What is required:
Exclude the pictures, then repeat the remaining data exactly.

** start of Supplied information **

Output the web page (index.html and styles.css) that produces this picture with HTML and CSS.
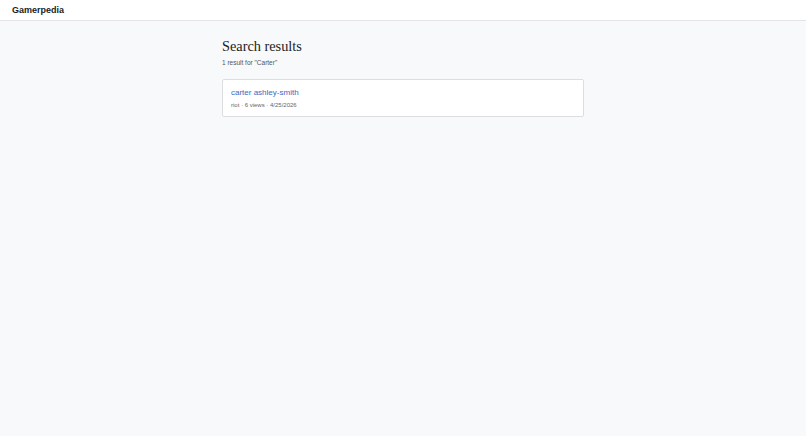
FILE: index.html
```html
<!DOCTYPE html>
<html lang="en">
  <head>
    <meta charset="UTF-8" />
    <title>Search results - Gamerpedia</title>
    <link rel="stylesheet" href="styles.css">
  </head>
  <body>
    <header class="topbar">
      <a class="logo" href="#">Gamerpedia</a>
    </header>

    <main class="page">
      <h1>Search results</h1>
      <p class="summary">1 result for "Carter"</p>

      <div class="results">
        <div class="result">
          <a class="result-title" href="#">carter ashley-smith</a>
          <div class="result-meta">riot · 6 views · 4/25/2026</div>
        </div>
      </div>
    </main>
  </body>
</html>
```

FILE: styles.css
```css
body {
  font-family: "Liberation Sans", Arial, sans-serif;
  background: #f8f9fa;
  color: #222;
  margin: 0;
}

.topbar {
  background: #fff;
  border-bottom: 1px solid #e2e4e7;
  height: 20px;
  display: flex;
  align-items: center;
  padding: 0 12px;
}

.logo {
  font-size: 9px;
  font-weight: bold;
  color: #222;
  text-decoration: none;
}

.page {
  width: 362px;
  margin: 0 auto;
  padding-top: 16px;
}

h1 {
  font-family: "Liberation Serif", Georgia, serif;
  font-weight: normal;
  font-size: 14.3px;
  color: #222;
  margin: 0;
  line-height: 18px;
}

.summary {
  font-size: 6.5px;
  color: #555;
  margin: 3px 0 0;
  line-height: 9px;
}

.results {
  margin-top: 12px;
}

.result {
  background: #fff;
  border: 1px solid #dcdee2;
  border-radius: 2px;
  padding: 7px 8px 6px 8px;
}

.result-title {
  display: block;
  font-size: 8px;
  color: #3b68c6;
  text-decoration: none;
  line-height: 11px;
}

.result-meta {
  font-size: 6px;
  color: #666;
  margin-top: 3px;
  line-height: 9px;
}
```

** end of Supplied information **

Task output:
Output the web page (index.html and styles.css) that produces this picture with HTML and CSS.
FILE: index.html
```html
<!DOCTYPE html>
<html lang="en">
  <head>
    <meta charset="UTF-8" />
    <title>Search results - Gamerpedia</title>
    <link rel="stylesheet" href="styles.css">
  </head>
  <body>
    <header class="topbar">
      <a class="logo" href="#">Gamerpedia</a>
    </header>

    <main class="page">
      <h1>Search results</h1>
      <p class="summary">1 result for "Carter"</p>

      <div class="results">
        <div class="result">
          <a class="result-title" href="#">carter ashley-smith</a>
          <div class="result-meta">riot · 6 views · 4/25/2026</div>
        </div>
      </div>
    </main>
  </body>
</html>
```

FILE: styles.css
```css
body {
  font-family: "Liberation Sans", Arial, sans-serif;
  background: #f8f9fa;
  color: #222;
  margin: 0;
}

.topbar {
  background: #fff;
  border-bottom: 1px solid #e2e4e7;
  height: 20px;
  display: flex;
  align-items: center;
  padding: 0 12px;
}

.logo {
  font-size: 9px;
  font-weight: bold;
  color: #222;
  text-decoration: none;
}

.page {
  width: 362px;
  margin: 0 auto;
  padding-top: 16px;
}

h1 {
  font-family: "Liberation Serif", Georgia, serif;
  font-weight: normal;
  font-size: 14.3px;
  color: #222;
  margin: 0;
  line-height: 18px;
}

.summary {
  font-size: 6.5px;
  color: #555;
  margin: 3px 0 0;
  line-height: 9px;
}

.results {
  margin-top: 12px;
}

.result {
  background: #fff;
  border: 1px solid #dcdee2;
  border-radius: 2px;
  padding: 7px 8px 6px 8px;
}

.result-title {
  display: block;
  font-size: 8px;
  color: #3b68c6;
  text-decoration: none;
  line-height: 11px;
}

.result-meta {
  font-size: 6px;
  color: #666;
  margin-top: 3px;
  line-height: 9px;
}
```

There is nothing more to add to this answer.